Le 4 mai 1950, le LOSC reçoit Reims, champion en titre, au stade Henri-Jooris. Il s’agit d’un match avancé de la 33e journée du championnat, qui devait se dérouler dimanche 14 mai. Or, ce jour-là, les Rémois ne seront pas disponibles puisqu’ils disputeront la finale de la coupe de France. Face à des Rémois privés de Penverne, Flarmont et Appel, le LOSC s’impose 4-0 (buts de Vuye 40e, Strappe 48e et 61e, et Vandooren 80e). Mais 3 jours plus tard, le LOSC s’incline à Sochaux, malgré un nouveau but de Jean Baratte (1-3) : dès lors, avec 33 matches joués sur 34, les Lillois sont désormais à 4 points du leader bordelais, qu’ils ne peuvent donc plus rejoindre. Et, cette année, il n’y aura pas de finale de coupe pour se consoler, car l’adversaire des Rémois est le RC Paris, qui a éliminé le LOSC en quarts de finale. Après 5 années consécutives de présence, c’est la première fois depuis la Libération que les Dogues ne jouent pas la finale de la coupe de France ! Mais les dirigeants lillois ont trouvé une autre consolante : dimanche 14 mai à 15h30, le stade Henri-Jooris sera le théâtre d’une affiche amicale entre le LOSC et le Chelsea FC.

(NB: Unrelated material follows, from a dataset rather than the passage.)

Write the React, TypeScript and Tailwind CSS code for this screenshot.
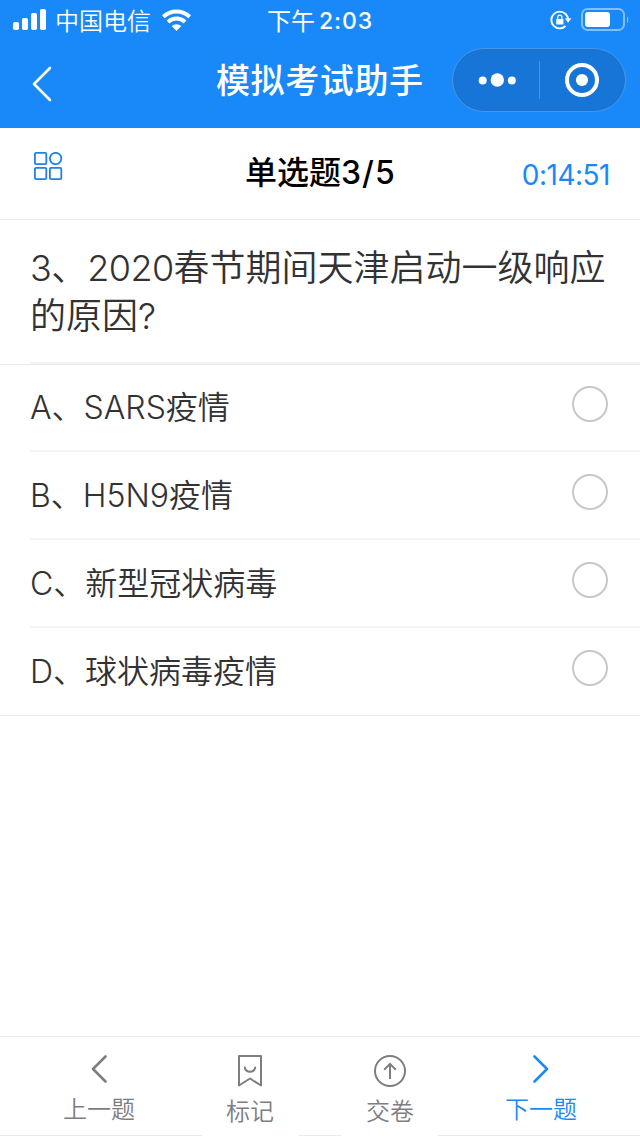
const options = [
  { key: "A", latin: "SARS", text: "疫情" },
  { key: "B", latin: "H5N9", text: "疫情" },
  { key: "C", latin: "", text: "新型冠状病毒" },
  { key: "D", latin: "", text: "球状病毒疫情" },
];

function StatusBar() {
  return (
    <div className="flex h-10 items-center pl-[13px] pr-[11px]">
      <svg className="-mt-px h-[21px] w-[34px]" viewBox="0 0 34 21" fill="currentColor">
        <rect x="0" y="13" width="6" height="8" rx="1.8" />
        <rect x="9" y="9" width="6" height="12" rx="1.8" />
        <rect x="18" y="4" width="6" height="17" rx="1.8" />
        <rect x="27" y="0" width="6" height="21" rx="1.8" />
      </svg>
      <span className="ml-[8px] mt-[3px] w-[96px] whitespace-nowrap text-[24px] font-[350] leading-10">
        中国电信
      </span>
      <svg className="ml-[11px] h-[22px] w-[29px]" viewBox="0 0 29 22">
        <g fill="none" stroke="currentColor" strokeWidth="4">
          <path d="M1.3 7.8a18.8 18.8 0 0 1 26.4 0" />
          <path d="M6 13a12 12 0 0 1 17 0" />
        </g>
        <path d="M14.5 22l-4.8-4.9a6.9 6.9 0 0 1 9.6 0z" fill="currentColor" />
      </svg>
      <span className="ml-[76px] mt-[3px] whitespace-nowrap text-[24px] font-normal leading-10">
        下午
      </span>
      <span className="ml-[4px] mt-[2px] whitespace-nowrap text-[23px] font-medium leading-10 tracking-[0.9px]">
        2:03
      </span>
      <svg className="ml-auto h-[20px] w-[22px]" viewBox="0 0 22 20">
        <path
          d="M15.6 4A8.4 8.4 0 1 0 15.6 16M15.6 4a8.4 8.4 0 0 1 2.5 5"
          fill="none"
          stroke="currentColor"
          strokeWidth="1.9"
        />
        <path d="M14.8 8.3h6.6l-3.3 4.5z" fill="currentColor" />
        <rect x="6.2" y="9" width="7.2" height="5.4" rx="0.6" fill="currentColor" />
        <path d="M7.7 9V7.2a2.1 2.1 0 0 1 4.2 0V9" fill="none" stroke="currentColor" strokeWidth="1.3" />
      </svg>
      <svg className="ml-[9px] h-[24px] w-[48px]" viewBox="0 0 48 24">
        <rect x="1" y="1" width="42" height="21" rx="5.5" fill="none" stroke="#83bffc" strokeWidth="2" />
        <rect x="4" y="4" width="25" height="15" rx="3" fill="currentColor" />
        <path d="M46 8.5v6.5c1.8-.8 1.8-5.7 0-6.5z" fill="#83bffc" />
      </svg>
    </div>
  );
}

function NavBar() {
  return (
    <div className="flex h-[88px] items-center pl-[32px] pr-[14px]">
      <svg className="h-[36px] w-[20px]" viewBox="0 0 20 36" fill="none" stroke="currentColor">
        <path d="M18 2L2 18l16 16" strokeWidth="2.6" strokeLinecap="round" strokeLinejoin="round" />
      </svg>
      <h1 className="mb-[6px] ml-[164px] w-[236px] whitespace-nowrap text-[34px] font-medium leading-[48px] tracking-[0.6px]">
        模拟考试助手
      </h1>
      <div className="mb-[8px] flex h-[64px] w-[174px] items-center rounded-full border border-[#4a96e4] bg-[#1675d6]">
        <svg className="h-[14px] w-[86px]" viewBox="0 0 86 14" fill="currentColor">
          <circle cx="29.7" cy="7.5" r="4" />
          <circle cx="44.3" cy="7" r="6.7" />
          <circle cx="58.8" cy="7.5" r="4" />
        </svg>
        <div className="h-[38px] w-px bg-[#4a93e0]" />
        <svg className="h-[36px] w-[84px]" viewBox="0 0 84 36">
          <circle cx="42" cy="18" r="15" fill="none" stroke="currentColor" strokeWidth="4" />
          <circle cx="42" cy="18" r="6.1" fill="currentColor" />
        </svg>
      </div>
    </div>
  );
}

function QuestionHeader() {
  return (
    <div className="flex h-[92px] items-center border-b border-[#ebebeb] pl-[34px] pr-[30px]">
      <svg
        className="mb-[15px] h-[28px] w-[29px]"
        viewBox="0 0 29 28"
        fill="none"
        stroke="#1e82e6"
        strokeWidth="1.8"
      >
        <rect x="0.9" y="0.9" width="11.4" height="11.2" rx="1.2" />
        <circle cx="21.6" cy="6.5" r="5.7" />
        <rect x="0.9" y="15.9" width="11.4" height="11.2" rx="1.2" />
        <rect x="15.9" y="15.9" width="11.4" height="11.2" rx="1.2" />
      </svg>
      <h2 className="mb-[2px] ml-[182px] whitespace-nowrap text-[32px] font-medium leading-[48px] text-black">
        单选题<span className="tracking-[1px]">3/5</span>
      </h2>
      <span className="ml-auto mt-[2px] text-[28px] leading-10 tracking-[-0.5px] text-[#1989fa]">
        0:14:51
      </span>
    </div>
  );
}

function BottomBar() {
  return (
    <nav className="flex h-[100px] justify-between border-y border-[#ebebeb] text-[24px] font-[350] leading-[34px] text-[#7d7e80]">
      <button className="flex w-[198px] flex-col items-center pt-[18px]">
        <svg className="h-[28px] w-[16px]" viewBox="0 0 16 28" fill="none" stroke="currentColor">
          <path d="M14.5 1.5L2 14l12.5 12.5" strokeWidth="2.6" strokeLinecap="round" strokeLinejoin="round" />
        </svg>
        <span className="mt-[10px]">上一题</span>
      </button>
      <div className="-mb-px flex gap-[44px]">
        <button className="flex w-[96px] flex-col items-center bg-white pt-[18px]">
          <svg className="h-[32px] w-[24px]" viewBox="0 0 24 32" fill="none" stroke="currentColor" strokeWidth="2" strokeLinejoin="round">
            <path d="M1 1h22v29.5l-11-7-11 7z" />
            <path d="M6.8 12.5a5.3 5.3 0 0 0 10.4 0" strokeLinecap="round" />
          </svg>
          <span className="mt-[8px]">标记</span>
        </button>
        <button className="flex w-[96px] flex-col items-center bg-white pt-[18px]">
          <svg className="h-[32px] w-[32px]" viewBox="0 0 32 32" fill="none" stroke="currentColor" strokeWidth="2">
            <circle cx="16" cy="16" r="15" />
            <path d="M16 24V9M10.2 14.7L16 8.9l5.8 5.8" />
          </svg>
          <span className="mt-[8px]">交卷</span>
        </button>
      </div>
      <button className="flex w-[198px] flex-col items-center pt-[18px] text-[#1989fa]">
        <svg className="h-[28px] w-[16px]" viewBox="0 0 16 28" fill="none" stroke="currentColor">
          <path d="M1.5 1.5L14 14 1.5 26.5" strokeWidth="2.6" strokeLinecap="round" strokeLinejoin="round" />
        </svg>
        <span className="mt-[10px]">下一题</span>
      </button>
    </nav>
  );
}

export default function App() {
  return (
    <div className="flex h-[1136px] w-[640px] flex-col overflow-hidden bg-white font-['Inter','Noto_Sans_CJK_SC',sans-serif]">
      <header className="bg-[#1989fa] text-white">
        <StatusBar />
        <NavBar />
      </header>

      <QuestionHeader />

      {/* Question */}
      <div className="flex h-[142px] flex-col pl-[30px] pt-[24px] text-[36px] font-[350] leading-[48px] text-[#323233]">
        <p className="whitespace-nowrap">
          <span className="tracking-[-0.5px]">3</span>、
          <span className="tracking-[-0.6px]">2020</span>春节期间天津启动一级响应
        </p>
        <p>的原因?</p>
      </div>

      {/* Options */}
      <div className="border-b border-[#ebebeb]">
        <div className="ml-[30px] h-[2px] bg-[#f3f3f3]" />
        <div className="h-px bg-[#ebebeb]" />
        {options.map((option, index) => (
          <div key={option.key} className="ml-[30px]">
            {index > 0 && <div className="h-[2px] bg-[#f4f4f4]" />}
            <div
              className={`flex items-start justify-between pr-[32px] text-[32px] font-[350] leading-[48px] text-[#323233] ${
                index === 0 ? "h-[85px] pt-[19px]" : index === 3 ? "h-[87px] pt-[20px]" : "h-[86px] pt-[20px]"
              }`}
            >
              <span className="whitespace-nowrap">
                {option.key}、{option.latin}
                {option.text}
              </span>
              <span className="mt-[2px] h-[36px] w-[36px] rounded-full border-2 border-[#c8c8c8]" />
            </div>
          </div>
        ))}
      </div>

      <div className="flex-1" />
      <BottomBar />
    </div>
  );
}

C’est une semaine d’honneurs pour le LOSC, puisqu’elle débute le dimanche précédent par la remise à son président, Louis Henno, des insignes d’officier de la Légion d’Honneur (kebab), par l’entremise d’Emmanuel Gambardella, reconnaissable à sa coupe, et président de la Fédération Française de Football Association et du Groupement des clubs autorisés. Assurant que « le LOSC demeurerait un des phares du football français », Louis Henno, dans une ambiance très mondaine, a effectué un bref discours devant 130 convives « dont cent au moins sont des dirigeants sportifs connus et tous aimablement accueillis et répartis par le maître de cérémonie, qui n’était autre que M. Dupont » assure la Voix du Nord1, qui ne se doute pas que « M. Dupont » n’est pas très connu des lecteurs du XXIe siècle.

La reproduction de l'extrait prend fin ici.